World Series of Poker
- Bracelet: None
- Money finishes: 3
- Highest WSOP Main Event finish: 2nd, 2007

= Tuan Lam =

Vietnamese-Canadian poker player (born 1966)

Tuan Lam (born January 1, 1966) is a Vietnamese-Canadian professional poker player from Mississauga, Ontario, Canada. Lam left Vietnam at age 17, ending up in an Indonesian refugee camp for two years where he learned English before making his way to Canada. Prior to turning professional, Lam worked as a general laborer for a metal company. He is now divorced and remarried with a third child.

Lam made the final table of the 2007 World Series of Poker Main Event, outlasting a field of 6,358 players and finishing second to Jerry Yang. His finish earned him $4,840,981. Prior to the Main Event, he had two previous cashes in the World Series, one in 2006 and the other in 2005. His 3 cashes at the WSOP have netted him a total of $4,851,424 in earnings.

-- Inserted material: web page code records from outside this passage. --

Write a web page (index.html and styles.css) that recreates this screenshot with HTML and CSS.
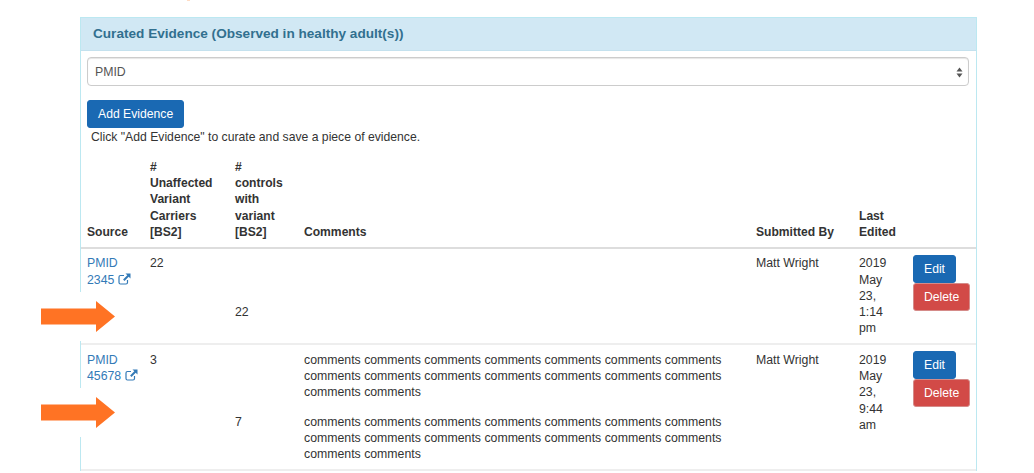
FILE: index.html
```html
<!DOCTYPE html>
<html lang="en">

<head>
    <meta charset="UTF-8">
    <title>Curated Evidence</title>
    <link rel="stylesheet" href="styles.css">
</head>

<body>
    <div class="sliver"></div>
    <div class="panel">
        <div class="panel-heading">Curated Evidence (Observed in healthy adult(s))</div>
        <div class="panel-body">
            <div class="select-box">
                <span>PMID</span>
                <svg class="select-arrows" width="7" height="11" viewBox="0 0 7 11">
                    <path d="M3.5 0.5 L6.5 4.5 H0.5 Z M3.5 10.5 L6.5 6.5 H0.5 Z" fill="#555" />
                </svg>
            </div>
            <button class="btn btn-primary add-btn">Add Evidence</button>
            <p class="help-text">Click "Add Evidence" to curate and save a piece of evidence.</p>
        </div>

        <table class="evidence">
            <colgroup>
                <col class="col-source">
                <col class="col-unaffected">
                <col class="col-controls">
                <col class="col-comments">
                <col class="col-submitted">
                <col class="col-edited">
                <col class="col-actions">
            </colgroup>
            <thead>
                <tr>
                    <th>Source</th>
                    <th>#<br>Unaffected<br>Variant<br>Carriers<br>[BS2]</th>
                    <th>#<br>controls<br>with<br>variant<br>[BS2]</th>
                    <th>Comments</th>
                    <th>Submitted By</th>
                    <th>Last Edited</th>
                    <th></th>
                </tr>
            </thead>
            <tbody>
                <tr class="sub-top">
                    <td><a href="#">PMID 2345
                            <svg class="ext-icon" width="13" height="12" viewBox="0 0 13 12">
                                <path d="M9.5 7v2.5a1.5 1.5 0 0 1-1.5 1.5H2.500a1.500 1.500 0 0 1-1.500-1.500V4A1.500 1.500 0 0 1 2.500 2.500H6" fill="none" stroke="#337ab7" stroke-width="1.200" />
                                <path d="M7.500 0.500H12.500V5.500L10.700 3.700 6.500 7.900 5.100 6.500 9.300 2.300Z" fill="#337ab7" />
                            </svg></a></td>
                    <td>22</td>
                    <td></td>
                    <td></td>
                    <td rowspan="2" class="spanning">Matt Wright</td>
                    <td rowspan="2" class="spanning">2019<br>May<br>23,<br>1:14<br>pm</td>
                    <td rowspan="2" class="spanning actions">
                        <button class="btn btn-primary">Edit</button>
                        <button class="btn btn-danger">Delete</button>
                    </td>
                </tr>
                <tr class="sub-bottom tall">
                    <td></td>
                    <td></td>
                    <td>22</td>
                    <td></td>
                </tr>
                <tr class="sub-top">
                    <td><a href="#">PMID 45678
                            <svg class="ext-icon" width="13" height="12" viewBox="0 0 13 12">
                                <path d="M9.5 7v2.5a1.5 1.5 0 0 1-1.5 1.5H2.500a1.500 1.500 0 0 1-1.500-1.500V4A1.500 1.500 0 0 1 2.500 2.500H6" fill="none" stroke="#337ab7" stroke-width="1.200" />
                                <path d="M7.500 0.500H12.500V5.500L10.700 3.700 6.500 7.900 5.100 6.500 9.300 2.300Z" fill="#337ab7" />
                            </svg></a></td>
                    <td>3</td>
                    <td></td>
                    <td>comments comments comments comments comments comments comments comments comments comments comments comments comments comments comments comments</td>
                    <td rowspan="2" class="spanning">Matt Wright</td>
                    <td rowspan="2" class="spanning">2019<br>May<br>23,<br>9:44<br>am</td>
                    <td rowspan="2" class="spanning actions">
                        <button class="btn btn-primary">Edit</button>
                        <button class="btn btn-danger">Delete</button>
                    </td>
                </tr>
                <tr class="sub-bottom">
                    <td></td>
                    <td></td>
                    <td>7</td>
                    <td>comments comments comments comments comments comments comments comments comments comments comments comments comments comments comments comments</td>
                </tr>
            </tbody>
        </table>
    </div>

    <!-- arrows sit on top of the screenshot, each with its own white backing -->
    <div class="arrow arrow-one">
        <svg width="74" height="31" viewBox="0 0 74 31">
            <path d="M0 7.500H55V0L74 15.500 55 31V23.500H0Z" fill="#ff7324" />
        </svg>
    </div>
    <div class="arrow arrow-two">
        <svg width="74" height="31" viewBox="0 0 74 31">
            <path d="M0 7.500H55V0L74 15.500 55 31V23.500H0Z" fill="#ff7324" />
        </svg>
    </div>
</body>

</html>
```

FILE: styles.css
```css
* {
    box-sizing: border-box;
}

html,
body {
    height: 473px;
    overflow: hidden;
}

body {
    margin: 0;
    padding: 17px 57px 0 80px;
    background-color: #fff;
    font-family: 'Liberation Sans', Arial, sans-serif;
    font-size: 12.3px;
    line-height: 16.3px;
    color: #333;
}

.panel {
    border: 1px solid #bce8f1;
    border-bottom: none;
    background-color: #fff;
}

.panel-heading {
    height: 33px;
    padding-left: 12px;
    background-color: #d1e8f4;
    border-bottom: 1px solid #c4e1ee;
    color: #31708f;
    font-size: 13.6px;
    font-weight: bold;
    line-height: 32px;
}

.panel-body {
    padding: 6px 7px 0 6px;
}

.select-box {
    display: flex;
    justify-content: space-between;
    align-items: center;
    height: 29px;
    padding: 1px 5px 0 7px;
    border: 1px solid #ccc;
    border-radius: 4px;
    box-shadow: inset 0 1px 1px rgba(0, 0, 0, 0.1);
    color: #555;
}

.btn {
    display: block;
    height: 28px;
    padding: 0 10px;
    border: 1px solid transparent;
    border-radius: 3px;
    color: #fff;
    font-family: inherit;
    font-size: 12.2px;
}

.btn-primary {
    background-color: #1a69b3;
    border-color: #1a69b3;
}

.btn-danger {
    background-color: #d24a47;
    border-color: #d58b89;
}

.add-btn {
    margin-top: 14px;
}

.help-text {
    margin: 0;
    padding: 1px 0 0 4px;
    font-size: 12.2px;
}

.evidence {
    width: 100%;
    margin-top: 7px;
    border-collapse: collapse;
    table-layout: fixed;
}

.col-source {
    width: 63px;
}

.col-unaffected {
    width: 85px;
}

.col-controls {
    width: 69px;
}

.col-comments {
    width: 452px;
}

.col-submitted {
    width: 103px;
}

.col-edited {
    width: 54px;
}

.col-actions {
    width: 69px;
}

.evidence th {
    padding: 6.5px 6px;
    border-bottom: 2px solid #ddd;
    text-align: left;
    vertical-align: bottom;
    font-size: 12.1px;
    font-weight: bold;
}

.evidence td {
    padding: 6.5px 6px;
    vertical-align: top;
}

.evidence a {
    color: #337ab7;
    text-decoration: none;
}

.ext-icon {
    vertical-align: -1px;
}

.sub-top {
    border-top: 2px solid #eee;
}

.sub-top td {
    padding-bottom: 7px;
}

.sub-top td.spanning {
    padding-bottom: 0;
}

.sub-bottom td {
    padding-top: 6px;
    padding-bottom: 7px;
}

.sub-bottom.tall td {
    padding-top: 9px;
    padding-bottom: 23px;
}

.sub-bottom:last-child {
    border-bottom: 2px solid #eee;
}

.evidence td.actions {
    padding-top: 6px;
}

.arrow {
    position: absolute;
    left: 41px;
    display: flex;
    align-items: center;
    width: 78px;
    height: 49px;
    background-color: #fff;
}

.arrow-one {
    top: 292px;
}

.arrow-two {
    top: 388px;
}

.arrow svg {
    display: block;
}

.sliver {
    position: absolute;
    top: 0;
    left: 187px;
    width: 3px;
    height: 1px;
    background-color: #ffdcc4;
}
```
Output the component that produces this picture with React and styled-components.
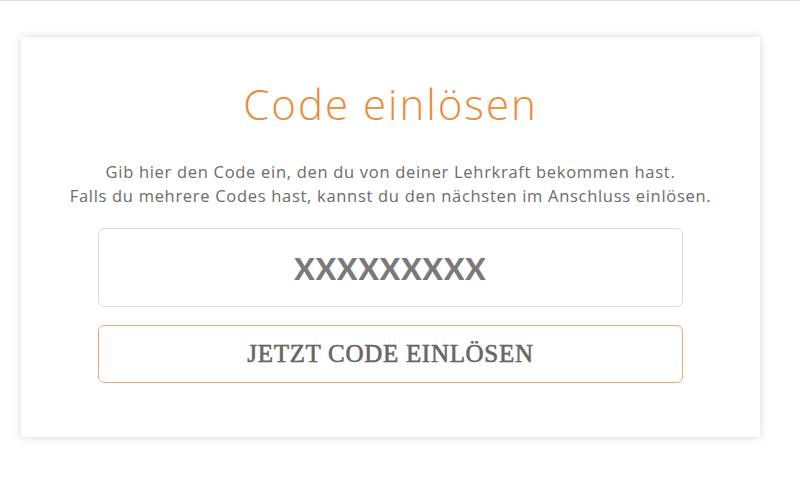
import React, { useState } from 'react';
import { styled, createGlobalStyle } from 'styled-components';

const GlobalStyle = createGlobalStyle`
  html, body {
    margin: 0;
    padding: 0;
    background: #ffffff;
  }
  body {
    font-family: 'Open Sans', 'Liberation Sans', sans-serif;
  }
`;

export default function App() {
  const [code, setCode] = useState('');

  return (
    <>
      <GlobalStyle />
      <Page>
        <Card>
          <Title>Code einlösen</Title>
          <Intro>
            Gib hier den Code ein, den du von deiner Lehrkraft bekommen hast.
            <br />
            Falls du mehrere Codes hast, kannst du den nächsten im Anschluss einlösen.
          </Intro>
          <CodeInput
            value={code}
            onChange={(e) => setCode(e.target.value)}
            placeholder="XXXXXXXXX"
          />
          <RedeemButton type="button">JETZT CODE EINLÖSEN</RedeemButton>
        </Card>
      </Page>
    </>
  );
}

const Page = styled.div`
  border-top: 1px solid #e2e2e2;
  padding: 36px 40px 44px 21px;
`;

const Card = styled.div`
  display: flex;
  flex-direction: column;
  align-items: center;
  width: 739px;
  height: 400px;
  box-sizing: border-box;
  padding: 43px 77px 0;
  background: #ffffff;
  box-shadow: 0 0 8px rgba(0, 0, 0, 0.16);
`;

const Title = styled.h1`
  margin: 0;
  font-family: 'Open Sans', sans-serif;
  font-weight: 300;
  font-size: 42px;
  line-height: 48px;
  letter-spacing: 2px;
  color: #ef8a36;
`;

const Intro = styled.p`
  margin: 32px 0 20px;
  text-align: center;
  white-space: nowrap;
  font-family: 'Open Sans', sans-serif;
  font-size: 16.5px;
  line-height: 24px;
  letter-spacing: 0.7px;
  color: #6b6b6b;
`;

const CodeInput = styled.input`
  width: 100%;
  height: 79px;
  box-sizing: border-box;
  border: 1px solid #dcdcdc;
  border-radius: 6px;
  outline: none;
  text-align: center;
  font-family: 'Lato', sans-serif;
  font-weight: 900;
  font-size: 30px;
  letter-spacing: 1px;
  color: #7a7a7a;

  &::placeholder {
    color: #7a7a7a;
    opacity: 1;
  }
`;

const RedeemButton = styled.button`
  width: 100%;
  height: 58px;
  margin-top: 18px;
  box-sizing: border-box;
  background: #ffffff;
  border: 1px solid #f5a66a;
  border-radius: 6px;
  cursor: pointer;
  font-family: 'Liberation Serif', serif;
  font-weight: 400;
  font-size: 25px;
  letter-spacing: 0.7px;
  -webkit-text-stroke: 0.6px #666666;
  color: #666666;
`;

Lam is a cash game player, playing $200/$400 limit hold'em games online. He was regularly seen at Brantford Charity Casino in Brantford, Ontario, but now plays at the Bellagio. Lam had disappeared from the poker scene, returned to Vietnam and was involved in various charity work there. He participated in the 2014 World Series of Poker and admits he lost some of his 2007 WSOP winnings online.